**Task goal**
Write the lines out again, from the top of the material to the line containing "const [total, setTotal] = useState(0);", pictures excluded.

::::::::::

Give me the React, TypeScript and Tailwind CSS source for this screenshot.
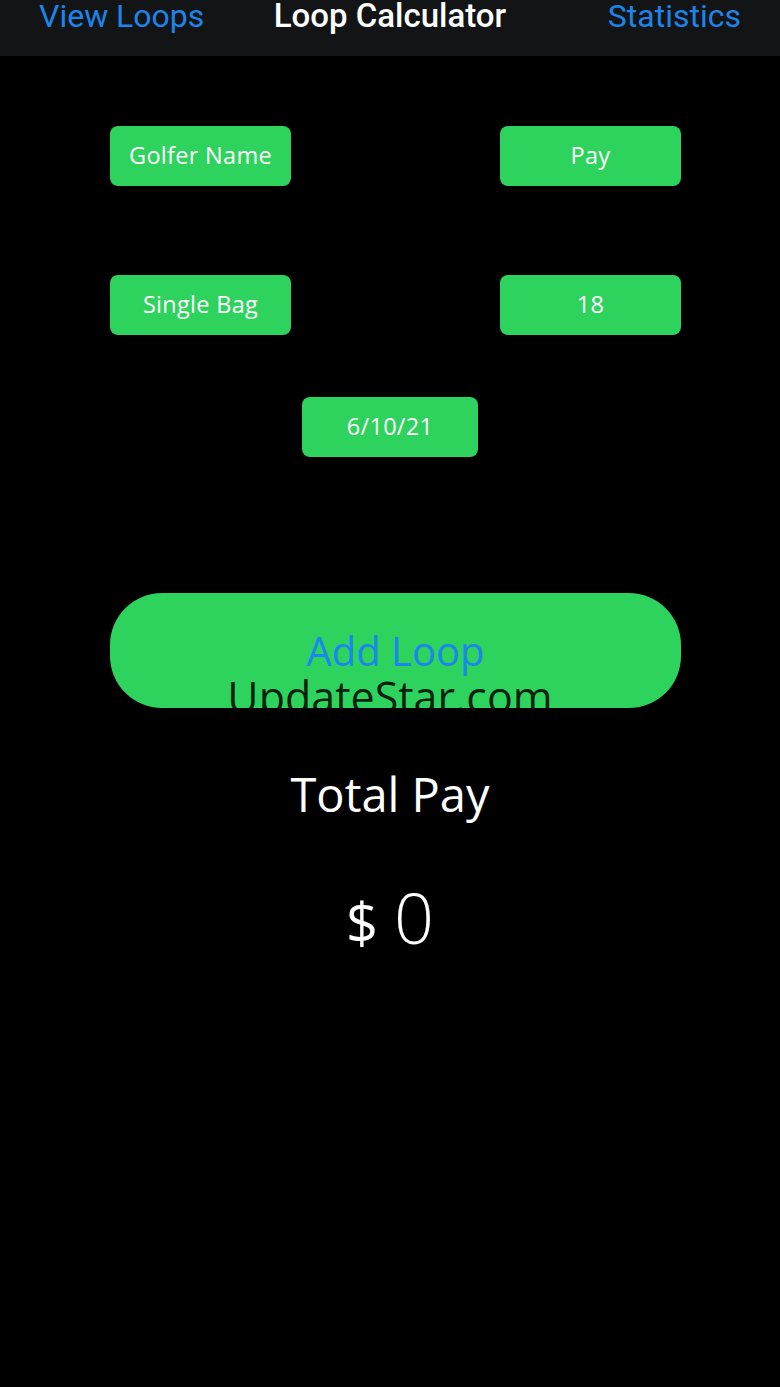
import { useState } from 'react';

const fieldButtons = ['Golfer Name', 'Pay', 'Single Bag', '18'];

const FieldButton = ({ label, className = '' }: { label: string; className?: string }) => (
  <button
    className={`h-[60px] rounded-[8px] bg-[#2dd35c] text-[23.5px] text-white tracking-[0.3px] ${className}`}
  >
    {label}
  </button>
);

const App = () => {
  const [total, setTotal] = useState(0);

  return (
    <div
      className="relative min-h-[1387px] w-[780px] bg-black text-white"
      style={{ fontFamily: '"Open Sans", "Liberation Sans", sans-serif' }}
    >
      {/* Nav bar */}
      <header
        className="grid h-[56px] grid-cols-[1fr_auto_1fr] items-start bg-[#121416] px-[39px]"
        style={{ fontFamily: 'Roboto, sans-serif' }}
      >
        <span className="mt-[-4px] text-[32px] leading-[40px] text-[#1d84ea]">View Loops</span>
        <span className="mt-[-4px] text-[33px] font-medium leading-[40px] text-white">Loop Calculator</span>
        <span className="mt-[-4px] justify-self-end text-[32px] leading-[40px] text-[#1d84ea]">Statistics</span>
      </header>

      <main className="pt-[70px]">
        <div className="grid grid-cols-[181px_181px] justify-between gap-y-[89px] pl-[110px] pr-[99px]">
          {fieldButtons.map((label) => (
            <FieldButton key={label} label={label} />
          ))}
        </div>

        <div className="mt-[62px] flex justify-center">
          <FieldButton label="6/10/21" className="w-[176px]" />
        </div>

        <div className="relative mt-[136px]">
          <button
            onClick={() => setTotal(total + 1)}
            className="ml-[110px] flex h-[115px] w-[571px] items-center justify-center rounded-[52px] bg-[#2dd35c] text-[40px] text-[#1a86f0]"
          >
            Add Loop
          </button>
          <span className="pointer-events-none absolute left-0 right-0 top-[76px] text-center text-[43px] leading-[56px] text-black/85">
            UpdateStar.com
          </span>
        </div>

        <div className="mt-[58px] text-center text-[47px] leading-[56px]">Total Pay</div>

        <div className="mt-[60px] flex items-baseline justify-center gap-[16px] leading-none">
          <span className="text-[56px]">$</span>
          <span className="text-[70px] font-light">{total}</span>
        </div>
      </main>
    </div>
  );
};

export default App;
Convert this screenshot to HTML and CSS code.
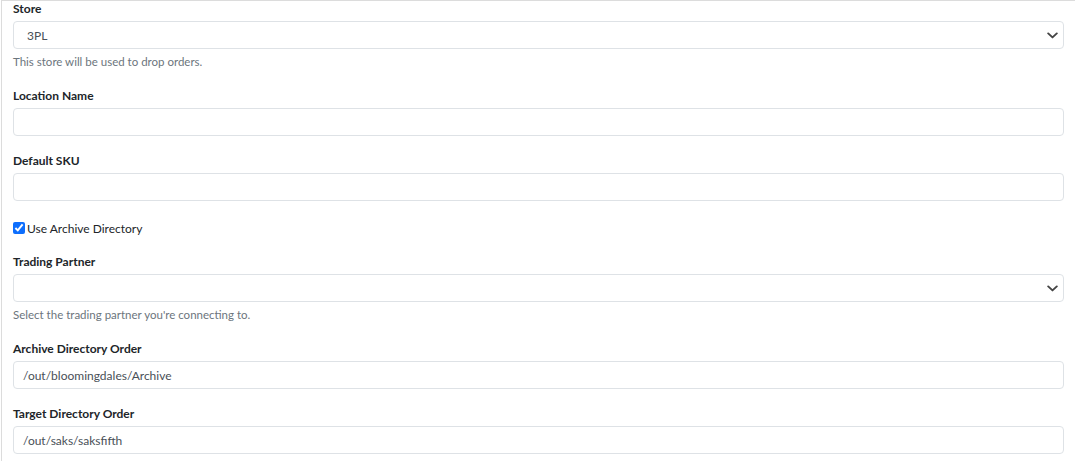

::::::::::

**Answer to this problem**
Give me the React, TypeScript and Tailwind CSS source for this screenshot.
import { useState } from 'react';

const fieldButtons = ['Golfer Name', 'Pay', 'Single Bag', '18'];

const FieldButton = ({ label, className = '' }: { label: string; className?: string }) => (
  <button
    className={`h-[60px] rounded-[8px] bg-[#2dd35c] text-[23.5px] text-white tracking-[0.3px] ${className}`}
  >
    {label}
  </button>
);

const App = () => {
  const [total, setTotal] = useState(0);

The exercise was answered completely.